Spatial-Morphological Modeling for Multi-Attribute Imputation of Urban Blocks
Vasilii Starikov, Ruslan Kozliak, Georgii Kontsevik, Sergey Mityagin
TL;DR
This work addresses missing built-form indicators at the urban-block level by introducing the Spatial-Morphological (SM) imputer, which combines data-driven morphological clustering in the joint $(FSI,GSI)$ space with local spatial information. The method predicts the probability of a block belonging to morphological clusters via a CatBoost classifier trained on land-use shares and site area, and imputes $FSI$ and $GSI$ as probability-weighted cluster medians, yielding globally coherent priors.
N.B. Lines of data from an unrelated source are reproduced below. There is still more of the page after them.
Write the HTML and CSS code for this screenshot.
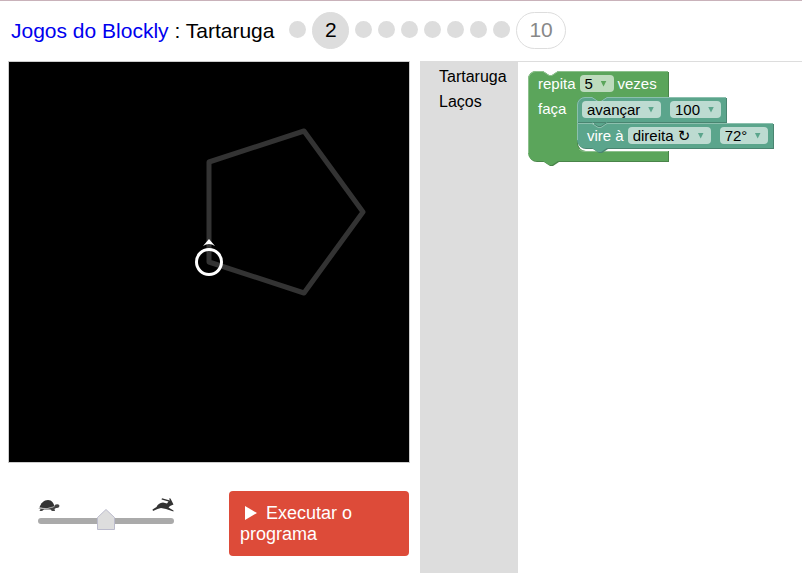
FILE: index.html
```html
<!DOCTYPE html>
<html lang="pt-BR">
<head>
<meta charset="utf-8">
<title>Jogos do Blockly : Tartaruga</title>
<link rel="stylesheet" href="styles.css">
</head>
<body>
<header class="header">
  <h1 class="title"><a href="#jogos">Jogos do Blockly</a> : Tartaruga</h1>
  <nav class="levels" aria-label="Níveis">
    <a class="dot" href="#1" aria-label="Nível 1"></a>
    <a class="level current" href="#2">2</a>
    <a class="dot" href="#3" aria-label="Nível 3"></a>
    <a class="dot" href="#4" aria-label="Nível 4"></a>
    <a class="dot" href="#5" aria-label="Nível 5"></a>
    <a class="dot" href="#6" aria-label="Nível 6"></a>
    <a class="dot" href="#7" aria-label="Nível 7"></a>
    <a class="dot" href="#8" aria-label="Nível 8"></a>
    <a class="dot" href="#9" aria-label="Nível 9"></a>
    <a class="level last" href="#10">10</a>
  </nav>
</header>
<main class="main">
  <section class="stage">
    <svg class="drawing" width="400" height="400" viewBox="0 0 400 400" role="img" aria-label="Desenho da tartaruga">
      <path d="M200 200V100L295 69L354 150L295 231Z" fill="none" stroke="#333" stroke-width="5" stroke-linejoin="round"/>
      <circle cx="200" cy="200" r="12.5" fill="none" stroke="#fff" stroke-width="3"/>
      <path d="M200 177L206 184Q200 180 194 184Z" fill="#fff"/>
    </svg>
    <div class="controls">
      <div class="speed">
        <div class="speed-icons">
          <svg width="22" height="13" viewBox="0 0 22 13" aria-hidden="true">
            <path d="M1.500 8.500C2.500 4.500 6 1 10 1C14 1 15.500 4 16.500 7.500Q10 10.500 1.500 8.500Z" fill="#333"/>
            <path d="M0 9Q8 11 15.500 8L17.500 5.500Q21.500 4.500 21.500 7Q21 9.500 18 9L16.500 10L17 12H14L12.500 10.500H6L4 12H1.500L2.500 10Z" fill="#444"/>
            <path d="M1 9Q9 11 16.500 7.500" fill="none" stroke="#bbb" stroke-width=".7"/>
          </svg>
          <svg width="22" height="14" viewBox="0 0 22 14" aria-hidden="true">
            <path d="M.5 11.500L4.500 9Q6 5 11 4.500L15 5.500L16.500 3.500L9.500 1.500L10 .3L18 2.500L17 .5L18.500 .5L20 3.500L21.500 6.500L18 8L16.500 9.500L21.500 12.500V13.500L14 11L9 10L5.500 11L1 13Z" fill="#333"/>
          </svg>
        </div>
        <input class="slider" type="range" min="0" max="100" value="50" aria-label="Velocidade">
      </div>
      <button class="run" type="button"><svg class="play" width="14" height="16" viewBox="0 0 14 16" aria-hidden="true"><path d="M1 1L13 8L1 15Z" fill="#fff"/></svg>Executar o programa</button>
    </div>
  </section>
  <nav class="toolbox">
    <a href="#tartaruga">Tartaruga</a>
    <a href="#lacos">Laços</a>
  </nav>
  <section class="workspace">
    <div class="block">
      <svg class="shapes" width="248" height="98" viewBox="0 0 248 98" aria-hidden="true">
        <path d="M1 9A8 8 0 0 1 9 1H16L22 5H25L31 1H141V27H80L74 31H71L65 27H58A8 8 0 0 0 50 35V72A8 8 0 0 0 58 80H141V91H31L25 95H22L16 91H9A8 8 0 0 1 1 83Z" fill="#498449"/>
        <path d="M0 8A8 8 0 0 1 8 0H15L21 4H24L30 0H140V26H79L73 30H70L64 26H57A8 8 0 0 0 49 34V72A8 8 0 0 0 57 80H140V90H30L24 94H21L15 90H8A8 8 0 0 1 0 82Z" fill="#5ba55b"/>
        <path d="M.5 82V8A7.500 7.500 0 0 1 8 .5H15L21 4.500H24L30 .5H140M51 78A8 8 0 0 0 57 80.500H140" fill="none" stroke="#8cc08c"/>
        <path d="M50 61V35A8 8 0 0 1 58 27H65L71 31H74L80 27H199V52H80L74 56H71L65 52H50Z" fill="#498470"/>
        <path d="M49 52V34A8 8 0 0 1 57 26H64L70 30H73L79 26H198V51H49Z" fill="#5ba58c"/>
        <path d="M49.500 52V34A7.500 7.500 0 0 1 57 26.500H64L70 30.500H73L79 26.500H198" fill="none" stroke="#8cc0ae"/>
        <path d="M50 53H246V78H80L74 82H71L65 78H58A8 8 0 0 1 50 70Z" fill="#498470"/>
        <path d="M49 52H64L70 56H73L79 52H245V77H79L73 81H70L64 77H57A8 8 0 0 1 49 69Z" fill="#5ba58c"/>
        <path d="M64 51L70 55H73L79 51V52H64Z" fill="#5ba58c"/>
        <path d="M49.500 69V52.500H64L70 56.500H73L79 52.500H245" fill="none" stroke="#8cc0ae"/>
      </svg>
      <div class="row">
        <label for="times">repita</label>
        <span class="field loop"><select id="times"><option>5</option></select></span>
        <span>vezes</span>
      </div>
      <div class="body">
        <span class="do">faça</span>
        <div class="stack">
          <div class="row statement">
            <span class="field"><select aria-label="Movimento"><option>avançar</option></select></span>
            <span class="field value"><select aria-label="Distância"><option>100</option></select></span>
          </div>
          <div class="row statement turn">
            <label for="direction">vire à</label>
            <span class="field"><select id="direction"><option>direita ↻</option></select></span>
            <span class="field value"><select aria-label="Ângulo"><option>72°</option></select></span>
          </div>
        </div>
      </div>
    </div>
  </section>
</main>
</body>
</html>
```
FILE: styles.css
```css
* {
  box-sizing: border-box;
}

body {
  display: flex;
  flex-direction: column;
  min-height: 100vh;
  margin: 0;
  border-top: 1px solid #c9b2ba;
  background: #fff;
  color: #000;
  font-family: "Liberation Sans", Arial, sans-serif;
  font-size: 16px;
}

a {
  color: inherit;
  text-decoration: none;
}

.header {
  display: flex;
  align-items: center;
  gap: 15px;
  height: 60px;
  padding-left: 11px;
}

.title {
  margin: 0;
  font-size: 21px;
  font-weight: 400;
  white-space: nowrap;
}

.title a {
  color: #00e;
}

.levels {
  display: flex;
  align-items: center;
  gap: 6px;
  padding-bottom: 2px;
}

.dot {
  width: 17px;
  height: 17px;
  margin-bottom: 2px;
  border-radius: 50%;
  background: #ddd;
}

.level {
  display: flex;
  align-items: center;
  justify-content: center;
  height: 37px;
  border: 1px solid #ddd;
  border-radius: 19px;
  font-size: 21px;
}

.current {
  width: 37px;
  background: #ddd;
}

.last {
  padding: 0 12px;
  color: #888;
}

.main {
  display: grid;
  flex: 1;
  grid-template-columns: auto auto 1fr;
}

.stage {
  padding: 0 10px 0 8px;
}

.drawing {
  display: block;
  box-sizing: content-box;
  border: 1px solid #ccc;
  background: #000;
}

.controls {
  display: flex;
  justify-content: space-between;
  padding: 28px 1px 16px 30px;
}

.speed {
  display: flex;
  flex-direction: column;
  width: 136px;
  padding-top: 7px;
}

.speed-icons {
  display: flex;
  align-items: flex-end;
  justify-content: space-between;
  height: 14px;
}

.slider {
  width: 100%;
  height: 21px;
  margin: -2px 0 0;
  appearance: none;
  background: transparent;
}

.slider::-webkit-slider-runnable-track {
  height: 6px;
  border-radius: 3px;
  background: #aaa;
}

.slider::-webkit-slider-thumb {
  width: 18px;
  height: 21px;
  margin-top: -9px;
  appearance: none;
  background: url("data:image/svg+xml,%3Csvg xmlns='http://www.w3.org/2000/svg' width='18' height='21'%3E%3Cpath d='M.5 20.500V8.500L9 .5L17.500 8.500V20.500Z' fill='%23ddd' stroke='%23bbc'/%3E%3C/svg%3E");
}

.run {
  width: 180px;
  padding: 12px 11px 11px;
  border: 0;
  border-radius: 4px;
  background: #dd4b39;
  color: #fff;
  font-family: inherit;
  font-size: 18px;
  line-height: 21px;
  text-align: left;
}

.play {
  margin: 0 8px 0 4px;
  vertical-align: -2px;
}

.toolbox {
  width: 98px;
  padding: 3px 0 0 19px;
  background: #ddd;
  line-height: 25px;
}

.toolbox a {
  display: block;
}

.workspace {
  position: relative;
  border-top: 1px solid #ddd;
}

.block {
  position: absolute;
  top: 9px;
  left: 10px;
  color: #fff;
  font-size: 15px;
  white-space: nowrap;
}

.shapes {
  position: absolute;
  top: 0;
  left: 0;
}

.row {
  position: relative;
  display: flex;
  align-items: center;
  gap: 4px;
  height: 26px;
  padding: 0 0 2px 10px;
}

.body {
  position: relative;
  display: flex;
}

.do {
  width: 49px;
  padding-left: 10px;
  line-height: 24px;
}

.statement {
  padding-left: 5px;
}

.turn {
  padding-left: 10px;
}

.field {
  position: relative;
  display: flex;
  color: #5ba58c;
}

.loop {
  color: #5ba55b;
}

.value {
  margin-left: 5px;
}

.field::after {
  position: absolute;
  top: 6px;
  right: 7px;
  width: 6px;
  height: 6px;
  background: currentColor;
  clip-path: polygon(0 0, 100% 0, 50% 100%);
  content: "";
  pointer-events: none;
}

.field select {
  height: 17px;
  padding: 0 20px 0 5px;
  border: 0;
  border-radius: 4px;
  appearance: none;
  background: #bddbd1;
  color: #000;
  font-family: "Liberation Sans", Arial, "DejaVu Sans", sans-serif;
  font-size: 15px;
  line-height: 17px;
}

.loop select {
  background: #bddbbd;
}
```
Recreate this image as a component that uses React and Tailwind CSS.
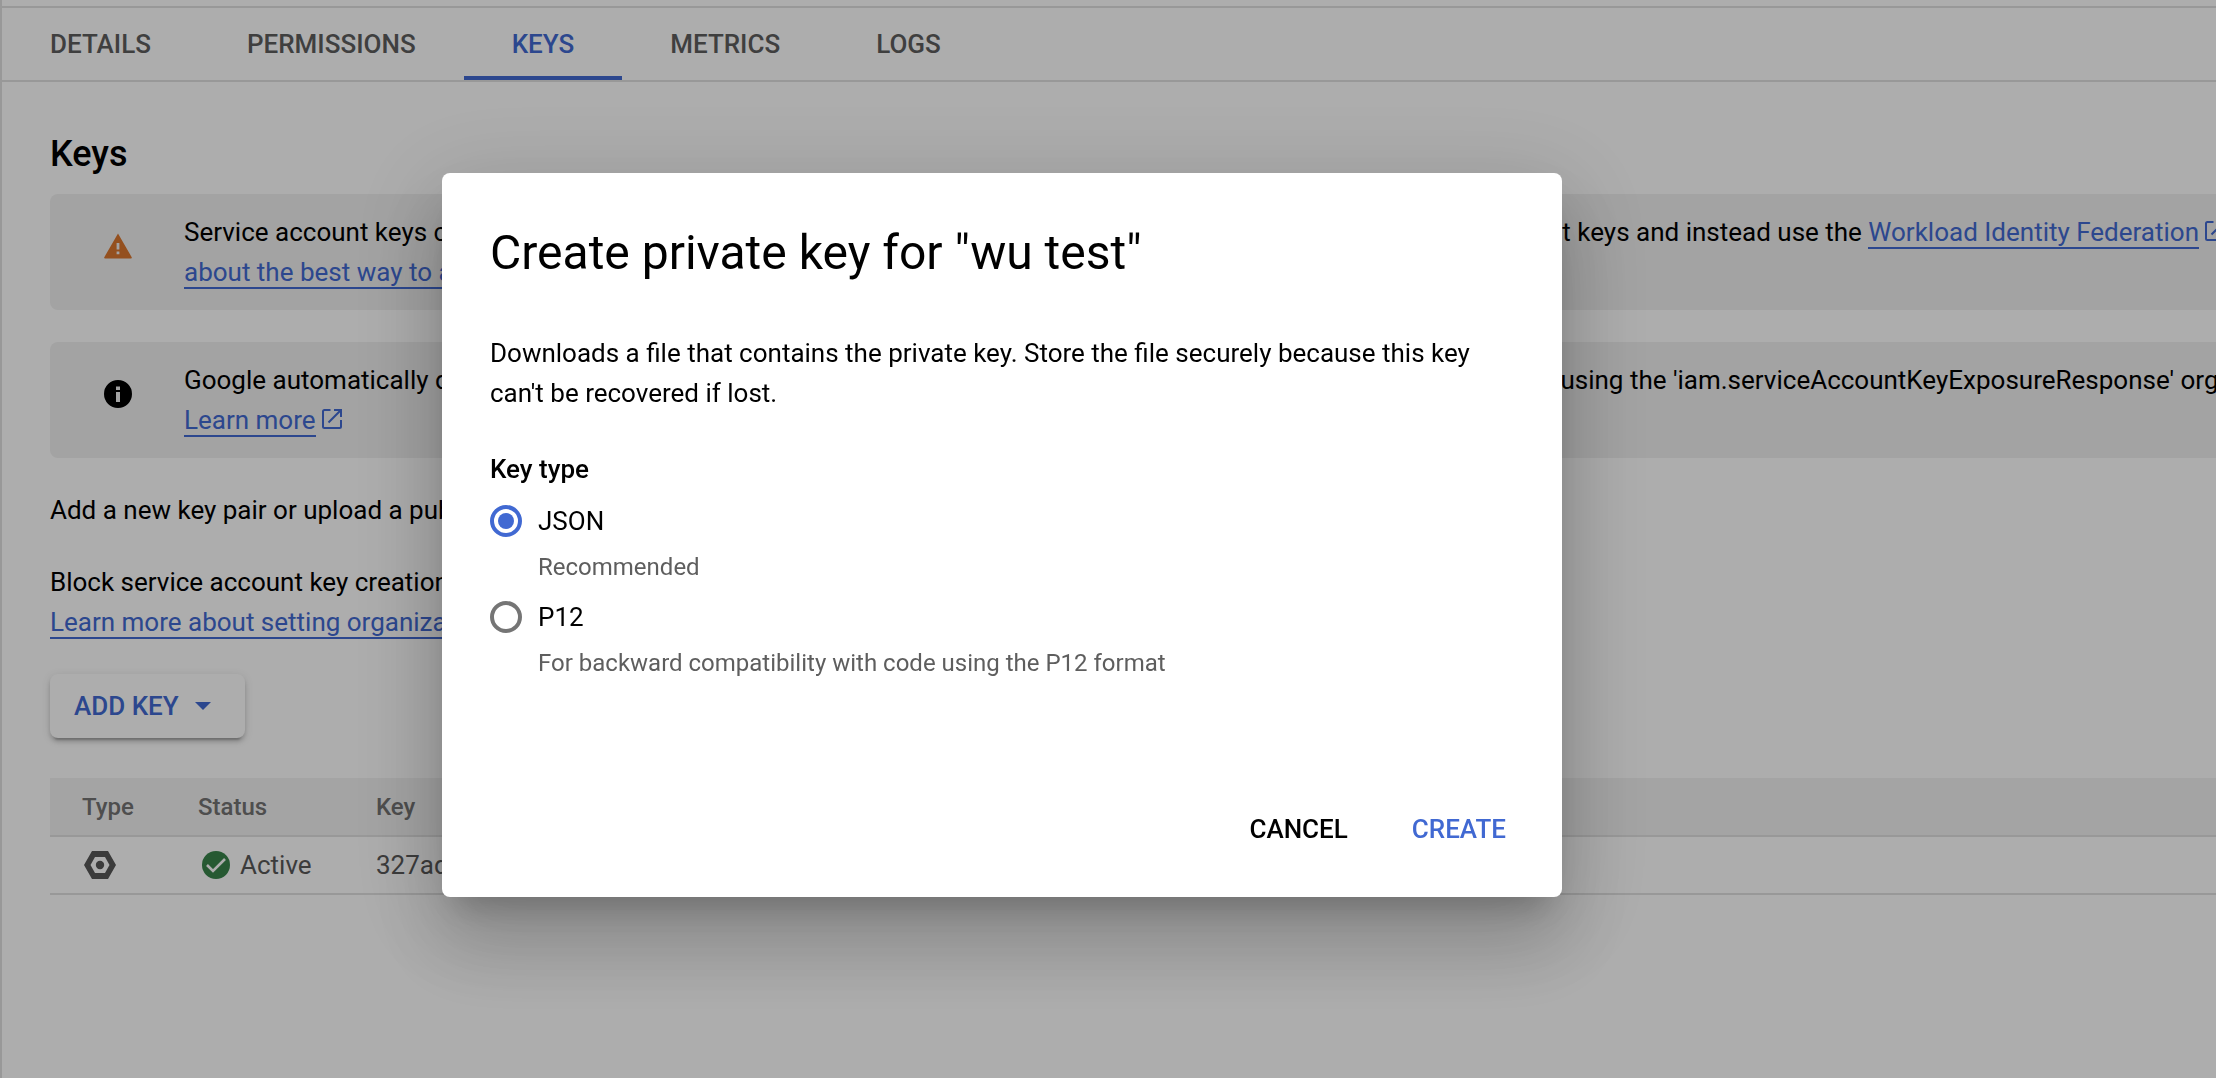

Experimental results on Saint Petersburg blocks show that SM alone captures meaningful morphology, while hybrids of SM with inverse distance weighting ($IDW$) or spatial $k$-nearest neighbors ($sKNN$) achieve the best accuracy, outperforming existing baselines such as SMV-NMF. The findings demonstrate the practical value of integrating city-scale morphological patterns with local spatial context for robust, context-aware urban data reconstruction, with implications for planning and digital-twin pipelines across cities.
Abstract
Accurate reconstruction of missing morphological indicators of a city is crucial for urban planning and data-driven analysis. This study presents the spatial-morphological (SM) imputer tool, which combines data-driven morphological clustering with neighborhood-based methods to reconstruct missing values of the floor space index (FSI) and ground space index (GSI) at the city block level, inspired by the SpaceMatrix framework. This approach combines city-scale morphological patterns as global priors with local spatial information for context-dependent interpolation. The evaluation shows that while SM alone captures meaningful morphological structure, its combination with inverse distance weighting (IDW) or spatial k-nearest neighbor (sKNN) methods provides superior performance compared to existing SOTA models. Composite methods demonstrate the complementary advantages of combining morphological and spatial approaches.